Solution: Partition Equal Subset Sum

Statement

Given a non-empty array of positive integers, determine if the array can be divided into two subsets so that the sum of both subsets is equal.

Constraints:

• $1 \leq$ nums.length $\leq 200$
• $1 \leq$ nums[i] $\leq 100$

Solution

So far, you’ve probably brainstormed some approaches and have an idea of how to solve this problem. Let’s explore some of these approaches and figure out which one to follow based on considerations such as time complexity and any implementation constraints.

Naive approach

We can solve this problem with the following two steps:

1. First, we calculate the sum of the array. If the sum of the array is odd, there can’t be two subsets with an equal sum, so we return FALSE.
2. If the sum is even, we calculate $sum/2$ and find a subset of the array with a sum equal to $sum/2$.

The naive approach is to solve the second step using recursion. In this approach, we calculate the result repeatedly every time.

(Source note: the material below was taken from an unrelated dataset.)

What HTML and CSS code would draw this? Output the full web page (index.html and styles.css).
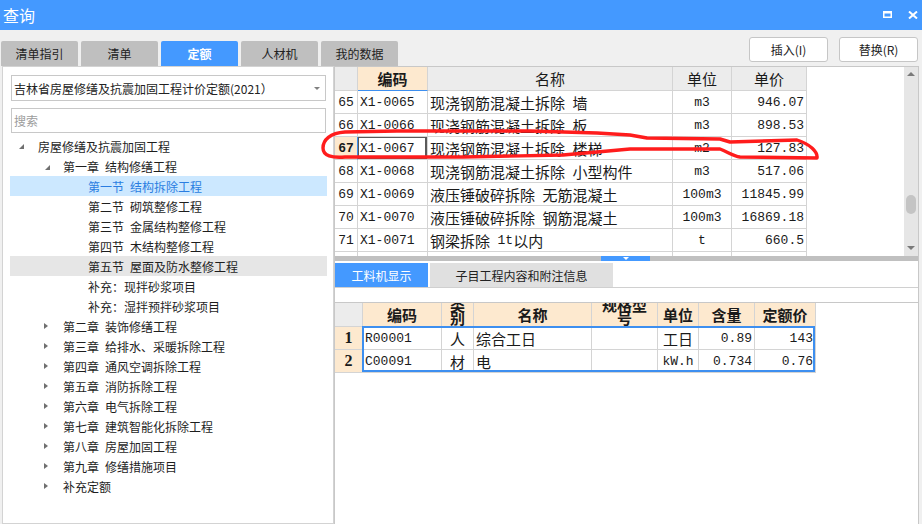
FILE: index.html
```html
<!DOCTYPE html>
<html lang="zh-CN">
<head>
<meta charset="utf-8">
<title>查询</title>
<link rel="stylesheet" href="styles.css">
</head>
<body>
<header class="titlebar">
  <span class="title">查询</span>
  <div class="winbtns">
    <svg class="wicon" width="9" height="7" viewBox="0 0 9 7"><path fill="#fff" fill-rule="evenodd" d="M0 0H9V7H0Z M1.5 2.5V5.5H7.5V2.5Z"/></svg>
    <svg class="wicon" width="10" height="8" viewBox="0 0 10 8"><path d="M1 0.5L9 7.5M9 0.5L1 7.5" stroke="#fff" stroke-width="2"/></svg>
  </div>
</header>
<div class="toolbar">
  <nav class="tabs">
    <div class="tab">清单指引</div>
    <div class="tab">清单</div>
    <div class="tab active">定额</div>
    <div class="tab">人材机</div>
    <div class="tab">我的数据</div>
  </nav>
  <div class="actions">
    <button class="btn">插入(I)</button>
    <button class="btn">替换(R)</button>
  </div>
</div>
<main class="content">
  <aside class="left">
    <div class="select"><span>吉林省房屋修缮及抗震加固工程计价定额(2021）</span><i class="caret"></i></div>
    <div class="search">搜索</div>
    <ul class="tree">
      <li class="node l0"><i class="tw open"></i>房屋修缮及抗震加固工程</li>
      <li class="node l1"><i class="tw open"></i>第一章&ensp;结构修缮工程</li>
      <li class="node l2 sel"><i class="tw"></i>第一节&ensp;结构拆除工程</li>
      <li class="node l2"><i class="tw"></i>第二节&ensp;砌筑整修工程</li>
      <li class="node l2"><i class="tw"></i>第三节&ensp;金属结构整修工程</li>
      <li class="node l2"><i class="tw"></i>第四节&ensp;木结构整修工程</li>
      <li class="node l2 hover"><i class="tw"></i>第五节&ensp;屋面及防水整修工程</li>
      <li class="node l2"><i class="tw"></i>补充：现拌砂浆项目</li>
      <li class="node l2"><i class="tw"></i>补充：湿拌预拌砂浆项目</li>
      <li class="node l1"><i class="tw closed"></i>第二章&ensp;装饰修缮工程</li>
      <li class="node l1"><i class="tw closed"></i>第三章&ensp;给排水、采暖拆除工程</li>
      <li class="node l1"><i class="tw closed"></i>第四章&ensp;通风空调拆除工程</li>
      <li class="node l1"><i class="tw closed"></i>第五章&ensp;消防拆除工程</li>
      <li class="node l1"><i class="tw closed"></i>第六章&ensp;电气拆除工程</li>
      <li class="node l1"><i class="tw closed"></i>第七章&ensp;建筑智能化拆除工程</li>
      <li class="node l1"><i class="tw closed"></i>第八章&ensp;房屋加固工程</li>
      <li class="node l1"><i class="tw closed"></i>第九章&ensp;修缮措施项目</li>
      <li class="node l1"><i class="tw closed"></i>补充定额</li>
    </ul>
  </aside>
  <section class="right">
    <div class="upper">
      <div class="grid1">
        <div class="r1 head">
          <div class="c rn"></div>
          <div class="c hcur">编码</div>
          <div class="c">名称</div>
          <div class="c">单位</div>
          <div class="c">单价</div>
        </div>
        <div class="r1">
          <div class="c rn mono">65</div>
          <div class="c l mono">X1-0065</div>
          <div class="c l">现浇钢筋混凝土拆除&ensp;墙</div>
          <div class="c mono">m3</div>
          <div class="c r mono">946.07</div>
        </div>
        <div class="r1">
          <div class="c rn mono">66</div>
          <div class="c l mono">X1-0066</div>
          <div class="c l">现浇钢筋混凝土拆除&ensp;板</div>
          <div class="c mono">m3</div>
          <div class="c r mono">898.53</div>
        </div>
        <div class="r1">
          <div class="c rn mono cur">67</div>
          <div class="c l mono focus">X1-0067</div>
          <div class="c l">现浇钢筋混凝土拆除&ensp;楼梯</div>
          <div class="c mono">m2</div>
          <div class="c r mono">127.83</div>
        </div>
        <div class="r1">
          <div class="c rn mono">68</div>
          <div class="c l mono">X1-0068</div>
          <div class="c l">现浇钢筋混凝土拆除&ensp;小型构件</div>
          <div class="c mono">m3</div>
          <div class="c r mono">517.06</div>
        </div>
        <div class="r1">
          <div class="c rn mono">69</div>
          <div class="c l mono">X1-0069</div>
          <div class="c l">液压锤破碎拆除&ensp;无筋混凝土</div>
          <div class="c mono">100m3</div>
          <div class="c r mono">11845.99</div>
        </div>
        <div class="r1">
          <div class="c rn mono">70</div>
          <div class="c l mono">X1-0070</div>
          <div class="c l">液压锤破碎拆除&ensp;钢筋混凝土</div>
          <div class="c mono">100m3</div>
          <div class="c r mono">16869.18</div>
        </div>
        <div class="r1">
          <div class="c rn mono">71</div>
          <div class="c l mono">X1-0071</div>
          <div class="c l">钢梁拆除&ensp;<span class="mono">1t</span>以内</div>
          <div class="c mono">t</div>
          <div class="c r mono">660.5</div>
        </div>
        <div class="r1">
          <div class="c rn"></div><div class="c"></div><div class="c"></div><div class="c"></div><div class="c"></div>
        </div>
      </div>
      <div class="vscroll"><i class="arr up"></i><i class="thumb"></i><i class="arr down"></i></div>
    </div>
    <div class="splitter"><div class="grip"></div></div>
    <div class="lower">
      <div class="subtabs">
        <div class="stab active">工料机显示</div>
        <div class="stab wide">子目工程内容和附注信息</div>
      </div>
      <div class="strip"></div>
      <div class="grid2">
        <div class="r2 head">
          <div class="c rn"></div>
          <div class="c">编码</div>
          <div class="c wrap">类别</div>
          <div class="c">名称</div>
          <div class="c wrap">规格型号</div>
          <div class="c">单位</div>
          <div class="c">含量</div>
          <div class="c">定额价</div>
        </div>
        <div class="r2">
          <div class="c rn num">1</div>
          <div class="c l mono">R00001</div>
          <div class="c">人</div>
          <div class="c l">综合工日</div>
          <div class="c"></div>
          <div class="c">工日</div>
          <div class="c r mono">0.89</div>
          <div class="c r mono">143</div>
        </div>
        <div class="r2">
          <div class="c rn num">2</div>
          <div class="c l mono">C00091</div>
          <div class="c">材</div>
          <div class="c l">电</div>
          <div class="c"></div>
          <div class="c mono">kW.h</div>
          <div class="c r mono">0.734</div>
          <div class="c r mono">0.76</div>
        </div>
        <div class="selframe"></div>
      </div>
    </div>
  </section>
</main>
<svg class="annot" width="922" height="524" viewBox="0 0 922 524">
  <path d="M630 135 L597 133 L530 131 L397 131 L345 132 C330 133 323 140 323 148 C323 156 332 158 345 157 L463 157 L563 155 L597 152 L630 149 L720 149 C728 152 733 156 740 157 L817 158 C818 152 810 144 797 140 L730 142 L720 139 L647 138 Z" fill="none" stroke="#ff1c1c" stroke-width="3.4" stroke-linejoin="round" stroke-linecap="round"/>
</svg>
</body>
</html>
```

FILE: styles.css
```css
* { box-sizing: border-box; margin: 0; padding: 0; }
html, body { width: 922px; height: 524px; }
body {
  position: relative;
  overflow: hidden;
  background: #f0f0f0;
  font-family: "Noto Sans CJK SC", "Noto Sans", sans-serif;
  color: #1e1e1e;
}

/* title bar */
.titlebar {
  height: 30px;
  background: #4499ff;
  display: flex;
  align-items: center;
  justify-content: space-between;
  padding: 0 4px 0 3px;
}
.title { color: #fff; font-size: 16px; line-height: 1; }
.winbtns { display: flex; align-items: center; gap: 16px; margin-top: -1px; }
.wicon { display: block; }

/* tab strip + buttons */
.toolbar {
  height: 36px;
  display: flex;
  justify-content: space-between;
  align-items: flex-start;
  padding: 0 4px 0 1px;
}
.tabs { display: flex; gap: 3px; margin-top: 11px; }
.tab {
  width: 77px;
  height: 25px;
  background: #bfbfbf;
  border-radius: 2px 2px 0 0;
  font-size: 12px;
  display: flex;
  align-items: center;
  justify-content: center;
  color: #222;
}
.tab.active { background: #4499ff; color: #fff; font-weight: 700; }
.actions { display: flex; gap: 11px; margin-top: 7px; }
.btn {
  width: 79px;
  height: 25px;
  background: #fff;
  border: 1px solid #c6c6c6;
  border-radius: 3px;
  font-family: inherit;
  font-size: 12px;
  color: #222;
}

/* main area */
.content { display: flex; height: 458px; }

.left {
  width: 332px;
  margin-left: 2px;
  background: #fff;
  border: 1px solid #d3d3d3;
  padding: 8px 7px 0 8px;
  flex: none;
}
.select {
  height: 26px;
  border: 1px solid #c8c8c8;
  padding: 0 5px 0 2px;
  font-size: 12px;
  display: flex;
  align-items: center;
  justify-content: space-between;
  color: #222;
}
.caret {
  width: 0; height: 0;
  border-top: 3px solid #808080;
  border-left: 3px solid transparent;
  border-right: 3px solid transparent;
}
.search {
  margin-top: 7px;
  height: 25px;
  border: 1px solid #c8c8c8;
  padding-left: 2px;
  font-size: 12px;
  color: #9c9c9c;
  display: flex;
  align-items: center;
}
.tree { list-style: none; margin: 3px -1px 0 -1px; }
.node {
  height: 20px;
  display: flex;
  align-items: center;
  font-size: 12px;
  color: #1e1e1e;
  white-space: nowrap;
}
.node.l0 { padding-left: 5px; }
.node.l1 { padding-left: 30px; }
.node.l2 { padding-left: 55px; }
.node.sel { background: #cce8ff; color: #2a7de1; }
.node.hover { background: #e6e6e6; }
.tw { width: 23px; height: 20px; position: relative; flex: none; }
.tw.open::before {
  content: "";
  position: absolute;
  left: 4px; top: 8px;
  border-bottom: 5px solid #707070;
  border-left: 5px solid transparent;
}
.l1 .tw.open::before { left: 5px; top: 9px; }
.tw.closed::before {
  content: "";
  position: absolute;
  left: 4px; top: 7px;
  border-left: 4px solid #707070;
  border-top: 3.5px solid transparent;
  border-bottom: 3.5px solid transparent;
}

/* right side */
.right {
  width: 585px;
  border-left: 1px solid #c8c8c8;
  border-right: 1px solid #c8c8c8;
  display: flex;
  flex-direction: column;
  flex: none;
}
.upper {
  height: 190px;
  border-top: 1px solid #c8c8c8;
  background: #fff;
  display: flex;
}
.grid1 { flex: 1; overflow: hidden; }
.r1 {
  display: grid;
  grid-template-columns: 23px 70px 245px 59px 75px;
  height: 23px;
  width: 472px;
}
.r1.head { height: 24px; }
.c {
  border-right: 1px solid #d4d4d4;
  border-bottom: 1px solid #d4d4d4;
  display: flex;
  align-items: center;
  justify-content: center;
  padding: 0 2px;
  overflow: hidden;
  white-space: nowrap;
  font-size: 15px;
  line-height: 1;
  color: #1a1a1a;
}
.c.l { justify-content: flex-start; }
.c.r { justify-content: flex-end; }
.mono { font-family: "Liberation Mono", "Noto Sans CJK SC", monospace; font-size: 13px; }
.r1.head .c { background: #ececec; }
.r1.head .c.hcur {
  background: #fde9cf;
  font-weight: 700;
  border-bottom-color: #3d8ff0;
}
.c.rn.cur {
  background: #fde9cf;
  font-weight: 700;
  border-right-color: #3d8ff0;
}
.c.focus { box-shadow: inset 1px 1px 0 #5a5a5a, inset -2px -1px 0 #5a5a5a; }

.vscroll {
  width: 14px;
  flex: none;
  background: #e6e6e6;
  position: relative;
}
.arr {
  position: absolute;
  left: 3px;
  width: 0; height: 0;
  border-left: 4px solid transparent;
  border-right: 4px solid transparent;
}
.arr.up { top: 5px; border-bottom: 4px solid #7a7a7a; }
.arr.down { bottom: 6px; border-top: 4px solid #7a7a7a; }
.thumb {
  position: absolute;
  left: 2px;
  top: 128px;
  width: 10px;
  height: 19px;
  border-radius: 5px;
  background: #c4c4c4;
}

.splitter { height: 5px; background: #c0c0c0; }
.grip {
  margin-left: 266px;
  width: 49px;
  height: 5px;
  background: #4499ff;
  position: relative;
}
.grip::after {
  content: "";
  position: absolute;
  left: 22px; top: 1px;
  border-top: 3px solid #fff;
  border-left: 3px solid transparent;
  border-right: 3px solid transparent;
}

.lower { flex: 1; background: #fff; }
.subtabs {
  height: 27px;
  padding-top: 2px;
  display: flex;
  gap: 2px;
  border-bottom: 1px solid #d0d0d0;
}
.stab {
  width: 93px;
  height: 24px;
  background: #e0e0e0;
  font-size: 12px;
  display: flex;
  align-items: center;
  justify-content: center;
  color: #222;
}
.stab.wide { width: 183px; }
.stab.active { background: #4499ff; color: #fff; }
.strip { height: 14px; }
.grid2 {
  position: relative;
  border-top: 1px solid #c8c8c8;
}
.r2 {
  display: grid;
  grid-template-columns: 28px 79px 32px 118px 66px 41px 56px 61px;
  height: 23px;
  width: 481px;
}
.r2.head { height: 24px; }
.r2.head .c {
  background: #fde9cf;
  font-weight: 700;
  padding: 0 4px;
}
.r2.head .c.rn { background: #ececec; }
.r2.head .c.wrap {
  white-space: normal;
  line-height: 13px;
  text-align: center;
  padding-bottom: 8px;
}
.c.num {
  background: #fde9cf;
  font-weight: 700;
  font-family: "Liberation Serif", serif;
  font-size: 16px;
}
.selframe {
  position: absolute;
  left: 27px;
  top: 23px;
  width: 453px;
  height: 46px;
  border: 2px solid #3d8ff0;
}

.annot {
  position: absolute;
  left: 0;
  top: 0;
  pointer-events: none;
}
```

For example, consider an array, [1, 6, 20, 7, 8], which can be partitioned into [1, 20] and [6, 7, 8] with the sum 21. While computing the sum, we encounter 21 twice: once in the first subset (6 + 7 = 13, 13 + 8 = 21) and once in the second subset (1 + 20 = 21). However, since we’re not storing these sums, it is computed twice.

The time complexity of this approach is $O(2^n)$. In the worst case, for each element in an array, this solution tests two possibilities, i.e., whether to include or exclude it. We can avoid the repeated work done in the naive approach by storing the result calculated at each step. We store all the values in a lookup table.

Optimized approach using dynamic programming

We use the bottom-up approach of dynamic programming, also known as the tabulation technique. In this approach, the smallest problem is solved, the result is saved, and larger subproblems are computed based on the evaluated results. The problem is divided into subproblems, which are dependent on each other. We start by initializing a lookup table and setting up the values of the base cases. For every subsequent, larger subproblem, we fetch the results of the required preceding smaller subproblems and use them to get the solution to the current subproblem.

Here is how we implement this algorithm:

1. First, we calculate the sum of the array, nums. If the sum of the array is odd, there can’t be two subsets with an equal sum, so we return FALSE.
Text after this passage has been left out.